Saturday, February 04, 2006

Alert my Star Destroyer!

A battle of epic proportions against epic foes.

A victory despite all odds.

The darkest times of our lives.

Why can't anything just be simple for a little while?

The constant push and pull, attack and reposte.

I can't trust my friends, only trust them to fail and trust my enemies to destroy me.

Yet there is hope, is there?

Is it assured?

Even the hardiest falter, the most wise are doubtful, and the hopeful feel the creeping doom.

And where are you?

At home, nothing to do, don't even feel the world shake under your feet.

Empires are built and crumble around you.

The world has been destroyed and you didn't feel it.

You're at home watching the game.

I watch another game.

An overly glorified epic version of Chess.

The very fates themselves move the pieces to one end and then the other.

Betrayals and epic winnings against the armies of darkness.

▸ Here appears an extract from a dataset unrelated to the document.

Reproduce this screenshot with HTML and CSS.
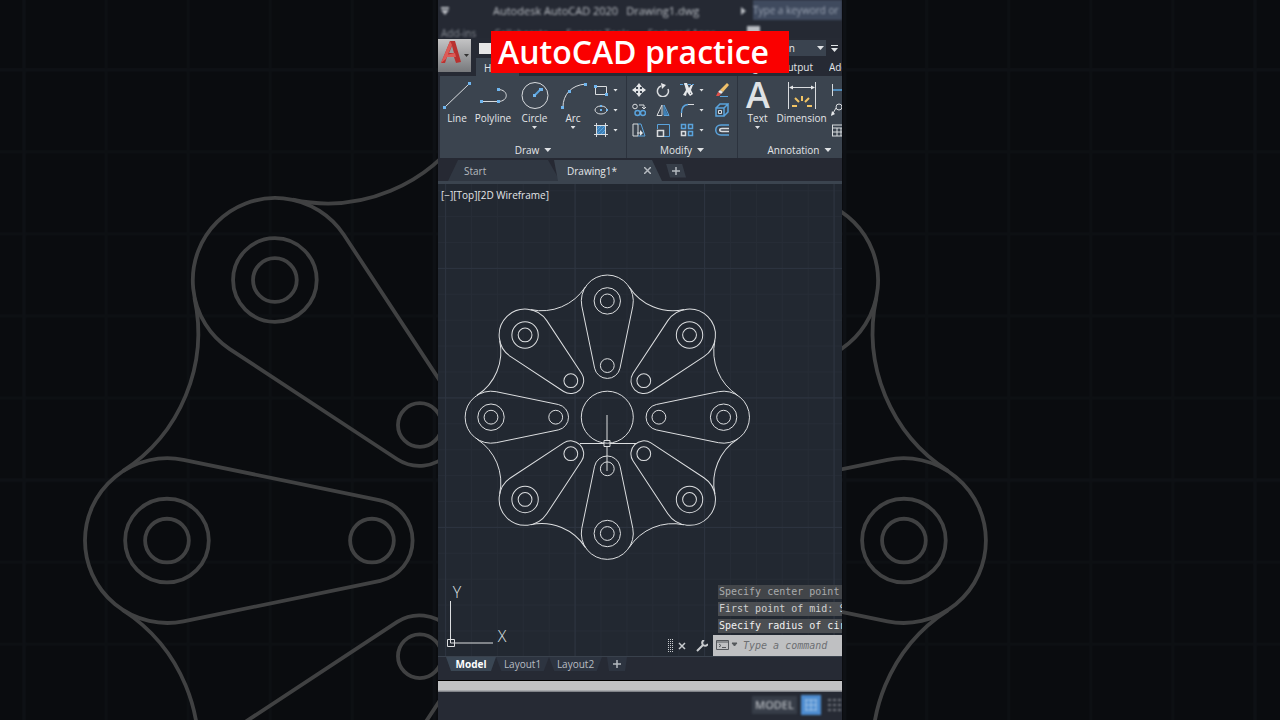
FILE: index.html
```
<!DOCTYPE html>
<html lang="en">
<head>
  <meta charset="utf-8">
  <title>AutoCAD practice</title>
  <link rel="stylesheet" href="styles.css">
</head>
<body>
  <!-- shared drawing parts -->
  <svg class="defs" width="0" height="0" aria-hidden="true">
    <defs>
      <g id="arm">
        <path d="M-25.5 -111.1A26 26 0 1 1 25.5 -111.1L12.7 -49A13 13 0 0 1 -12.7 -49Z"/>
        <circle cx="0" cy="-116.3" r="13.2"/>
        <circle cx="0" cy="-116.3" r="6.9"/>
        <circle cx="0" cy="-51.6" r="6.9"/>
        <path d="M-21.9 -130.3A52 52 0 0 1 -76.6 -107.6"/>
      </g>
      <g id="wheel">
        <use href="#arm"/>
        <use href="#arm" transform="rotate(45)"/>
        <use href="#arm" transform="rotate(90)"/>
        <use href="#arm" transform="rotate(135)"/>
        <use href="#arm" transform="rotate(180)"/>
        <use href="#arm" transform="rotate(225)"/>
        <use href="#arm" transform="rotate(270)"/>
        <use href="#arm" transform="rotate(315)"/>
      </g>
      <pattern id="minor" x="7.1" y="8.9" width="25.9" height="25.9" patternUnits="userSpaceOnUse">
        <path class="grid-minor" d="M0 .5H25.9M.5 0V25.9"/>
      </pattern>
      <pattern id="major" x="7.1" y="8.9" width="129.5" height="129.5" patternUnits="userSpaceOnUse">
        <path class="grid-major" d="M0 .5H129.5M.5 0V129.5"/>
      </pattern>
    </defs>
  </svg>

  <svg class="backdrop" viewBox="0 0 404 720" preserveAspectRatio="xMidYMid slice" aria-hidden="true">
    <g class="backdrop-grid">
      <rect width="404" height="720" fill="url(#minor)"/>
      <rect width="404" height="720" fill="url(#major)"/>
    </g>
    <use class="lines" href="#wheel" transform="translate(169 417)"/>
  </svg>

  <main class="phone">
    <header class="titlebar">
      <div class="title-row">
        <svg class="title-arrow" width="8" height="8" viewBox="0 0 8 8"><path d="M0 0h8v2H0zM0 3h8L4 8z"/></svg>
        <span class="app-name">Autodesk AutoCAD 2020</span>
        <span class="doc-name">Drawing1.dwg</span>
        <svg class="title-next" width="5" height="8" viewBox="0 0 5 8"><path d="M0 0l5 4-5 4z"/></svg>
        <input class="search" type="text" aria-label="Search" placeholder="Type a keyword or phrase">
      </div>
      <nav class="menu-row">
        <a href="#">Add-ins</a>
        <a href="#">Collaborate</a>
        <a href="#">Express Tools</a>
        <a href="#">Featured Apps</a>
        <span class="menu-box"></span>
      </nav>
    </header>

    <section class="quick">
      <button class="app-button" aria-label="Application menu">
        <svg width="33" height="33" viewBox="0 0 33 33">
          <path fill="#b9312f" d="M3 24L12 2h5l6 21-5 1-2-6H9l-2 6z"/>
          <path fill="#dc5b56" d="M3 24L12 2l2 4-6 14zM8 16l9-2 1 4H8z"/>
          <path fill="#9c9fa1" d="M11 14l3-7 2 7z"/>
          <path fill="#333" d="M26 15h5l-2.500 3z"/>
        </svg>
      </button>
      <div class="quick-main">
        <div class="quick-row">
          <span class="new-file"></span>
          <div class="workspace">
            <select aria-label="Workspace"><option>Drafting &amp; Annotation</option></select>
            <i class="caret big"></i>
          </div>
          <svg class="customize" width="7" height="7" viewBox="0 0 7 7"><path d="M0 0h7v1H0zM0 3h7L3.500 7z"/></svg>
        </div>
        <nav class="ribbon-tabs">
          <a class="tab-home" href="#">Home</a>
          <a class="tab-manage" href="#">Manage</a>
          <a class="tab-output" href="#">Output</a>
          <a href="#">Add-ins</a>
        </nav>
      </div>
    </section>

    <section class="ribbon">
      <div class="panel draw">
        <div class="tools">
          <button class="tool line">
            <svg width="28" height="28" viewBox="0 0 28 28"><path class="w" d="M2 26L26 3"/><path class="dot" d="M0 25h3v3H0zM25 1h3v3h-3z"/></svg>
            Line
          </button>
          <button class="tool polyline">
            <svg width="28" height="28" viewBox="0 0 28 28"><path class="w" d="M2 20.500H19C30 20.500 30 8.500 19 8.500"/><path class="dot" d="M1 19h3v3H1zM18 19h3v3h-3zM18 7h3v3h-3z"/></svg>
            Polyline
          </button>
          <button class="tool circle">
            <svg width="28" height="28" viewBox="0 0 28 28"><circle class="w" cx="14" cy="14.500" r="13"/><path class="b thick" d="M14 14l6-6"/><path class="dot" d="M12 13h3v3h-3zM18 7h4v3h-4z"/></svg>
            Circle
            <i class="caret"></i>
          </button>
          <button class="tool arc">
            <svg width="28" height="28" viewBox="0 0 28 28"><path class="w" d="M4 26C4 14 12 4 27 3"/><path class="dot" d="M2 25h3v3H2zM9 9h3v3H9zM25 2h3v3h-3z"/></svg>
            Arc
            <i class="caret"></i>
          </button>
          <div class="small-tools">
            <button aria-label="Rectangle"><svg width="14" height="14" viewBox="0 0 14 14"><path class="w" d="M1.500 3.500H12.500V11.500H1.500z"/><path class="dot" d="M0 2h3v3H0zM11 10h3v3h-3z"/></svg><i class="caret"></i></button>
            <button aria-label="Ellipse"><svg width="14" height="14" viewBox="0 0 14 14"><ellipse class="w" cx="7" cy="7" rx="6" ry="4"/><path class="dot" d="M6 6h2v2H6zM12 6h2v2h-2zM6 2h2v2H6z"/></svg><i class="caret"></i></button>
            <button aria-label="Hatch"><svg width="14" height="14" viewBox="0 0 14 14"><path fill="#3e7fb5" d="M3 3h8v8H3z"/><path class="b" d="M3 7l4-4M3 11l8-8M7 11l4-4"/><path class="w" d="M0 2.500H14M0 11.500H14M2.500 0V14M11.500 0V14"/></svg><i class="caret"></i></button>
          </div>
        </div>
        <button class="panel-title">Draw <i class="caret big"></i></button>
      </div>

      <div class="panel modify">
        <div class="modify-tools">
          <button aria-label="Move"><svg width="14" height="14" viewBox="0 0 14 14"><path class="w thick" d="M7 2V12M2 7H12"/><path class="wf" d="M7 0l3 4H4zM7 14l3-4H4zM0 7l4-3v6zM14 7l-4-3v6z"/></svg></button>
          <button aria-label="Rotate"><svg width="14" height="14" viewBox="0 0 14 14"><path class="w semi" d="M5 3A5.500 5.500 0 1 0 12 6"/><path class="wf" d="M5 0l5 2-4 4z"/></svg></button>
          <button aria-label="Trim"><svg width="14" height="14" viewBox="0 0 14 14"><path class="b" stroke-dasharray="3 1" d="M0 1.500H14"/><path class="wf" d="M4 0h3l2 5 2-3h2l-2 5 2 4-3 2-3-4-1 4-3-1 3-5z"/><path fill="#3b444f" d="M10 9l1 2-1 0z"/></svg><i class="caret"></i></button>
          <button aria-label="Erase"><svg width="14" height="14" viewBox="0 0 14 14"><path fill="#f0c06a" d="M12 0l2 2-6 7-3-2z"/><path fill="#e9eaea" d="M5 7l3 2-2 2-3-2z"/><path fill="#e04f49" d="M3 9l3 2-2 2H1z"/><path class="b" d="M5 13.500h8"/></svg></button>

          <button aria-label="Copy"><svg width="14" height="14" viewBox="0 0 14 14"><circle class="w" cx="3" cy="3.500" r="2.300"/><path class="w" d="M7 2h5v3M10 4l2 2 2-2"/><circle class="b semi" cx="5.500" cy="10" r="2.500"/><circle class="b semi" cx="11" cy="10" r="2.500"/></svg></button>
          <button aria-label="Mirror"><svg width="14" height="14" viewBox="0 0 14 14"><path class="w" d="M6 2V12.500H1z"/><path class="b" d="M8 2v10.500h5z"/><path fill="#3e7fb5" d="M8 4v8h4z"/></svg></button>
          <button aria-label="Fillet"><svg width="14" height="14" viewBox="0 0 14 14"><path class="w" d="M1.500 14V9M8 1.500h6"/><path class="b semi" d="M1.500 10Q1.500 2 8 1.500"/></svg><i class="caret"></i></button>
          <button aria-label="Explode"><svg width="14" height="14" viewBox="0 0 14 14"><path class="b semi" d="M1 5h8v8H1zM1 5l4-4h8l-4 4M13 1v8l-4 4"/><path class="w" d="M3.500 7.500h3v3h-3z"/></svg></button>

          <button aria-label="Stretch"><svg width="14" height="14" viewBox="0 0 14 14"><path class="w" d="M1 1h5v12H1zM5 10h4"/><path class="wf" d="M8 7l3 3-3 3z"/><path class="b" d="M6 1h3l4 12H6"/></svg></button>
          <button aria-label="Scale"><svg width="14" height="14" viewBox="0 0 14 14"><path class="b" d="M1.500 6V1.500h12v12H8"/><path class="w semi" d="M1.500 7.500h6v6h-6z"/></svg></button>
          <button aria-label="Array"><svg width="14" height="14" viewBox="0 0 14 14"><path class="b semi" d="M1.500 1.500h4v4h-4zM8.500 1.500h4v4h-4zM8.500 8.500h4v4h-4z"/><path class="w semi" d="M1.500 8.500h4v4h-4z"/></svg><i class="caret"></i></button>
          <button aria-label="Offset"><svg width="14" height="14" viewBox="0 0 14 14"><path class="b semi" d="M14 2H6C-1 2-1 12 6 12h8"/><path class="w semi" d="M14 5.500H7C4 5.500 4 8.500 7 8.500h7"/></svg></button>
        </div>
        <button class="panel-title">Modify <i class="caret big"></i></button>
      </div>

      <div class="panel annotation">
        <div class="tools">
          <button class="tool text">
            <svg width="28" height="28" viewBox="0 0 28 28"><text class="big-a" x="14" y="27" text-anchor="middle">A</text></svg>
            Text
            <i class="caret"></i>
          </button>
          <button class="tool dimension">
            <svg width="28" height="28" viewBox="0 0 28 28"><path class="w" d="M.5 1V28M27.500 1V28M2 6.500H26"/><path class="wf" d="M1 6.500l4-2v4zM27 6.500l-4-2v4z"/><path fill="none" stroke="#f2c465" stroke-width="2" d="M14 15v5M7 17l4 4M21 17l-4 4M4 25h5M24 25h-5"/></svg>
            Dimension
          </button>
          <div class="small-tools">
            <button aria-label="Linear"><svg width="14" height="14" viewBox="0 0 14 14"><path class="w" d="M1.500 1V13"/><path class="b semi" d="M2 7H14"/></svg></button>
            <button aria-label="Leader"><svg width="14" height="14" viewBox="0 0 14 14"><path class="w" d="M1 12l4-7"/><circle class="w" cx="8" cy="4" r="3"/><path class="wf" d="M0 13l1-5 3 3z"/></svg></button>
            <button aria-label="Table"><svg width="14" height="14" viewBox="0 0 14 14"><path class="w" d="M1 2h13M1 5h13M1 9h13M1 13h13M1.500 2V13M6 5v8M10 5v8"/></svg></button>
          </div>
        </div>
        <button class="panel-title">Annotation <i class="caret big"></i></button>
      </div>
    </section>

    <nav class="file-tabs">
      <button class="file-tab start">Start</button>
      <button class="file-tab active">Drawing1* <svg width="7" height="7" viewBox="0 0 7 7"><path d="M0 0l7 7M7 0L0 7"/></svg></button>
      <button class="add-tab" aria-label="New drawing"><svg width="8" height="8" viewBox="0 0 8 8"><path d="M4 0V8M0 4H8"/></svg></button>
    </nav>

    <section class="canvas">
      <svg class="drawing" viewBox="0 184 404 472" preserveAspectRatio="xMidYMid slice">
        <rect y="184" width="404" height="472" fill="url(#minor)"/>
        <rect y="184" width="404" height="472" fill="url(#major)"/>
        <g class="lines">
          <use href="#wheel" transform="translate(169.300 417.200)"/>
          <circle cx="169.300" cy="417.200" r="26"/>
          <path d="M169 415V440M169 446V471M142 443.500H166M172 443.500H198"/>
          <path d="M166 440.500h6v6h-6z"/>
          <!-- ucs icon -->
          <path d="M12.500 601V643H55M9.500 639.500h7v7h-7z"/>
        </g>
        <text class="axis" x="19" y="598" text-anchor="middle">Y</text>
        <text class="axis" x="64" y="642" text-anchor="middle">X</text>
      </svg>
      <span class="view-label">[−][Top][2D Wireframe]</span>

      <div class="command">
        <p class="old">Specify center point for circle</p>
        <p class="mid">First point of mid: Second point</p>
        <p class="last">Specify radius of circle</p>
        <div class="command-row">
          <svg class="grip" width="5" height="16" viewBox="0 0 5 16"><path stroke-dasharray="1 1" d="M.5 1V15M2.500 1V15M4.500 1V15"/></svg>
          <button aria-label="Close"><svg width="8" height="8" viewBox="0 0 8 8"><path class="semi" d="M1 1l6 6M7 1L1 7"/></svg></button>
          <button aria-label="Customize"><svg width="12" height="12" viewBox="0 0 12 12"><path class="thick" d="M1 11l6-6M8 0Q5 2 7 5q3 2 5-1"/></svg></button>
          <label class="prompt" for="cmd">
            <svg width="22" height="12" viewBox="0 0 22 12"><path d="M.5 1.500h12v9H.5zM.5 3h12M3 5l2 1.500L3 8M6 8.500h4"/><path class="tri" d="M16 4h5l-2.500 3z"/></svg>
          </label>
          <input id="cmd" type="text" aria-label="Command" placeholder="Type a command">
        </div>
      </div>
    </section>

    <nav class="layout-tabs">
      <button class="layout model">Model</button>
      <button class="layout">Layout1</button>
      <button class="layout">Layout2</button>
      <button class="layout plus" aria-label="New layout"><svg width="8" height="8" viewBox="0 0 8 8"><path d="M4 0V8M0 4H8"/></svg></button>
    </nav>

    <footer class="status">
      <div class="scroll"></div>
      <div class="status-row">
        <button class="model-button">MODEL</button>
        <button class="grid-on" aria-label="Grid"><svg width="12" height="12" viewBox="0 0 12 12"><path d="M0 1h12M0 6h12M0 11h12M1 0v12M6 0v12M11 0v12"/></svg></button>
        <button class="snap" aria-label="Snap"><svg width="14" height="14" viewBox="0 0 14 14"><path stroke-dasharray="3 2" d="M0 2h14M0 7h14M0 12h14"/></svg></button>
      </div>
    </footer>

    <h1 class="caption">AutoCAD practice</h1>
  </main>
</body>
</html>
```

FILE: styles.css
```
* {
  box-sizing: border-box;
}
body {
  margin: 0;
  height: 100vh;
  overflow: hidden;
  background: #0a0c0f;
  color: #e4e6e9;
  font-family: "Open Sans", "Noto Sans", sans-serif;
  font-size: 10px;
  line-height: 14px;
  display: flex;
  justify-content: center;
}
button,
input,
select {
  font: inherit;
  color: inherit;
  background: none;
  border: 0;
  padding: 0;
  margin: 0;
}
button {
  cursor: pointer;
}
a {
  color: inherit;
  text-decoration: none;
}
svg {
  display: block;
  flex: none;
}
.defs {
  position: absolute;
}

/* enlarged dim copy of the drawing behind the video */
.backdrop {
  position: absolute;
  width: 100%;
  height: 100%;
}
.backdrop .lines {
  stroke: #404142;
  stroke-width: 1.2;
}
.backdrop-grid {
  opacity: 0.12;
}
.lines {
  fill: none;
  stroke: #dcdee0;
}
.grid-minor {
  stroke: #262c36;
}
.grid-major {
  stroke: #2d3440;
}

.phone {
  position: relative;
  height: 100%;
  aspect-ratio: 101 / 180;
  overflow: hidden;
  background: #262a34;
  display: flex;
  flex-direction: column;
}

/* title bar */
.titlebar {
  height: 38px;
  overflow: hidden;
  color: #b9bdc3;
  background: #252933;
}
.title-row {
  height: 22px;
  display: flex;
  align-items: center;
  padding-left: 3px;
  font-size: 11px;
  filter: blur(1px);
}
.titlebar svg {
  fill: #b9bdc3;
}
.app-name {
  margin-left: 44px;
  white-space: nowrap;
}
.doc-name {
  margin-left: 8px;
}
.title-next {
  margin-left: auto;
}
.search {
  width: 89px;
  height: 20px;
  margin: 0 0 2px 7px;
  background: #3f4a5e;
  font-size: 10px;
}
.search::placeholder {
  color: #9aa3b2;
}
.menu-row {
  display: flex;
  gap: 18px;
  padding: 4px 3px;
  color: #858a92;
  white-space: nowrap;
  filter: blur(1px);
}
.menu-box {
  width: 13px;
  height: 8px;
  margin-left: 14px;
  background: #b9bdc3;
}

/* quick access */
.quick {
  height: 38px;
  display: flex;
}
.app-button {
  width: 33px;
  height: 33px;
  margin-top: 1px;
  background: linear-gradient(#c4c4c5, #77797c);
}
.quick-main {
  flex: 1;
  min-width: 0;
}
.quick-row {
  height: 20px;
  padding: 0 4px 0 8px;
  display: flex;
  align-items: center;
}
.new-file {
  width: 14px;
  height: 11px;
  background: #e6e6e6;
}
.workspace {
  width: 150px;
  height: 16px;
  margin-left: auto;
  padding-right: 2px;
  display: flex;
  align-items: center;
  background: #3a434f;
}
.workspace select {
  flex: 1;
  min-width: 0;
  padding-right: 22px;
  appearance: none;
  text-align-last: right;
}
.customize {
  fill: #dfe2e5;
  margin-left: 5px;
}
.ribbon-tabs {
  height: 18px;
  display: flex;
  align-items: center;
  padding-left: 5px;
  white-space: nowrap;
}
.tab-home {
  width: 43px;
  height: 18px;
  padding: 3px 8px 0;
  background: #3b444f;
}
.tab-manage {
  margin-left: auto;
}
.tab-output {
  margin: 0 16px;
}
.ribbon-tabs a:last-child {
  width: 13px;
  overflow: hidden;
}

/* ribbon */
.ribbon {
  height: 82px;
  margin-left: 2px;
  display: flex;
  overflow: hidden;
  background: #3b444f;
}
.panel {
  flex: none;
  display: flex;
  flex-direction: column;
  justify-content: space-between;
  border-right: 1px solid #2c333e;
}
.draw {
  width: 187px;
}
.modify {
  width: 111px;
}
.annotation {
  width: 124px;
}
.tools {
  display: flex;
  height: 62px;
}
.tool {
  padding-top: 5px;
  display: flex;
  flex-direction: column;
  align-items: center;
}
.tool svg {
  margin-bottom: 2px;
}
.line {
  width: 34px;
}
.polyline {
  width: 38px;
}
.circle {
  width: 45px;
}
.arc {
  width: 32px;
}
.text {
  width: 39px;
}
.dimension {
  width: 49px;
}
.small-tools {
  padding: 4px 0 0 5px;
}
.small-tools button,
.modify-tools button {
  height: 20px;
  display: flex;
  align-items: center;
  gap: 5px;
}
.modify-tools {
  padding: 4px 0 0 5px;
  display: grid;
  grid-template-columns: 24px 24px 35px 24px;
}
.w {
  fill: none;
  stroke: #d9dcdf;
}
.b {
  fill: none;
  stroke: #5aa3dc;
}
.semi {
  stroke-width: 1.5;
}
.thick {
  stroke-width: 2;
}
.wf {
  fill: #e6e8ea;
}
.dot {
  fill: #6fb5ee;
}
.big-a {
  fill: #dfe2e5;
  font-size: 36px;
  font-weight: 600;
}
.caret {
  width: 5px;
  height: 3px;
  background: #dfe2e5;
  clip-path: polygon(0 0, 100% 0, 50% 100%);
}
.tool .caret {
  margin-top: 1px;
}
.caret.big {
  width: 7px;
  height: 4px;
}
.panel-title {
  height: 16px;
  display: flex;
  align-items: center;
  justify-content: center;
  gap: 5px;
}

/* file tabs */
.file-tabs {
  height: 26px;
  display: flex;
  align-items: center;
  padding: 2px 0 0 10px;
  background: #262933;
  border-bottom: 3px solid #3b444f;
}
.file-tab {
  height: 21px;
  display: flex;
  align-items: center;
  justify-content: space-between;
}
.start {
  width: 112px;
  padding-left: 16px;
  justify-content: flex-start;
  color: #b4b9bf;
  background: #303742;
  clip-path: polygon(0 100%, 10px 0, 100px 0, 112px 100%);
}
.active {
  width: 108px;
  margin-left: -6px;
  padding: 0 11px 0 13px;
  background: #3b444f;
  clip-path: polygon(0 0, 98px 0, 100% 100%, 4px 100%);
}
.file-tab svg,
.add-tab svg,
.plus svg {
  stroke: #b4b9bf;
  stroke-width: 1.5;
}
.add-tab {
  width: 20px;
  height: 14px;
  margin-left: 4px;
  padding-left: 6px;
  background: #363d48;
  clip-path: polygon(0 0, 80% 0, 100% 100%, 20% 100%);
}

/* drawing area */
.canvas {
  position: relative;
  flex: 1;
  min-height: 0;
  background: #222831;
}
.drawing {
  width: 100%;
  height: 100%;
}
.axis {
  fill: #dfe2e5;
  font-size: 16px;
  font-weight: 300;
}
.view-label {
  position: absolute;
  top: 4px;
  left: 3px;
}
.command {
  position: absolute;
  right: 0;
  bottom: 0;
  width: 174px;
  display: flex;
  flex-direction: column;
  gap: 3px;
  font-family: "DejaVu Sans Mono", monospace;
}
.command p {
  margin: 0 0 0 50px;
  padding-left: 1px;
  white-space: nowrap;
  overflow: hidden;
  background: #4b4e52;
}
.command .old {
  color: #a9abad;
  background: #424549;
}
.command .mid {
  color: #cfd0d1;
}
.command .last {
  color: #f1f1f1;
}
.command-row {
  height: 21px;
  margin-top: -1px;
  display: flex;
  align-items: center;
}
.command-row svg {
  fill: none;
  stroke: #c9cccf;
}
.command-row button {
  margin-left: 5px;
}
.command-row button + button {
  margin-left: 10px;
}
.prompt,
#cmd {
  height: 21px;
  background: #bfc0c2;
}
.prompt {
  margin-left: 5px;
  padding: 4px 3px;
}
.prompt svg {
  stroke: #55585c;
}
.prompt .tri {
  fill: #55585c;
}
#cmd {
  flex: 1;
  min-width: 0;
  padding-left: 2px;
  font-style: italic;
}
#cmd::placeholder {
  color: #6d6f72;
}

/* layout tabs */
.layout-tabs {
  height: 25px;
  display: flex;
  align-items: flex-start;
  padding-left: 8px;
  border-top: 1px solid #39414c;
  border-bottom: 1px solid #000;
}
.layout {
  width: 53px;
  height: 14px;
  background: #2d3440;
  color: #b9bdc3;
  clip-path: polygon(0 0, 100% 0, 90% 100%, 10% 100%);
}
.model {
  width: 50px;
  color: #fff;
  font-weight: 700;
  background: #3a4653;
}
.plus {
  width: 20px;
  margin-left: 5px;
  padding-left: 6px;
}

/* status bar */
.status {
  height: 39px;
}
.scroll {
  height: 11px;
  background: linear-gradient(#c1c2c4 80%, #6e7178);
}
.status-row {
  height: 28px;
  display: flex;
  align-items: center;
  justify-content: flex-end;
  padding-bottom: 2px;
  filter: blur(1px);
}
.status-row svg {
  fill: none;
  stroke: #a9c9ea;
}
.model-button {
  padding: 2px 3px;
  font-size: 11px;
  font-weight: 600;
  color: #b4b8bd;
  background: #373d48;
}
.grid-on {
  width: 20px;
  height: 20px;
  margin: 0 7px 0 4px;
  padding: 4px;
  background: #4c8cd0;
}
.snap {
  width: 14px;
}
.snap svg {
  stroke: #777c84;
  stroke-width: 2;
}

/* caption over the video */
.caption {
  position: absolute;
  top: 31px;
  left: 53px;
  width: 298px;
  margin: 0;
  padding-left: 7px;
  background: #fa0000;
  color: #fff;
  font-size: 32px;
  font-weight: 600;
  line-height: 42px;
  white-space: nowrap;
}
```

And here we talk of civilities, life and trust.

Why are we trying to define these things in academic wonder?

They are proven time and again in the heat of battle.

Your lies and actions will be put to the test by using them, not analyzing them.

I needn't sit back and measure your worth, you'll prove your weight in time.

I can't, won't trust you and yet I will.

I will burn from your scorn, I will die again.

And for what?

What have I ever brought against you to make you cause so much pain?

I have never cursed your house, or brought enduring hardship.

I mind my own, I care for my own, and you will curse and burn me for my mannorisms.

I offer a hand of friendship and you only take it so that you can better poison me.

I am doomed by my good heart, constantly to be taken advantage of for no reason.

Doomed to enemies that I've never made, but have them all the same.

You are no different, and I weep for it.

I weep for you, I weep for me.

I will always pray that it turns out differently, I will play the course as it must be.

In the end, you will be the same as she is and I never earned any of it.

Better to give than recieve?

I can attest to it assuredly.

Words won't turn your course, not even your faith or my actions could convince you.

It's a price I will always pay for being here.

The scorn of friends I haven't made, and enemies that I deserve not.

This is why I pass.

This is how it will always pass.

If I don't know the why, I can't change it.

There is no why, it is doomed to continue forever.

Alert my Star Destroyer!

Make ready the line!

Shields up!

Weapons to full!

There will be a day that the strength of men fails, but it will NOT be this day!

1 Comments:

Blogger A_Shadow said...

Who suggested anything, silly?

I've said it before, and will again: You only take from my words what you want to.

The meaning is yours, the words are mine.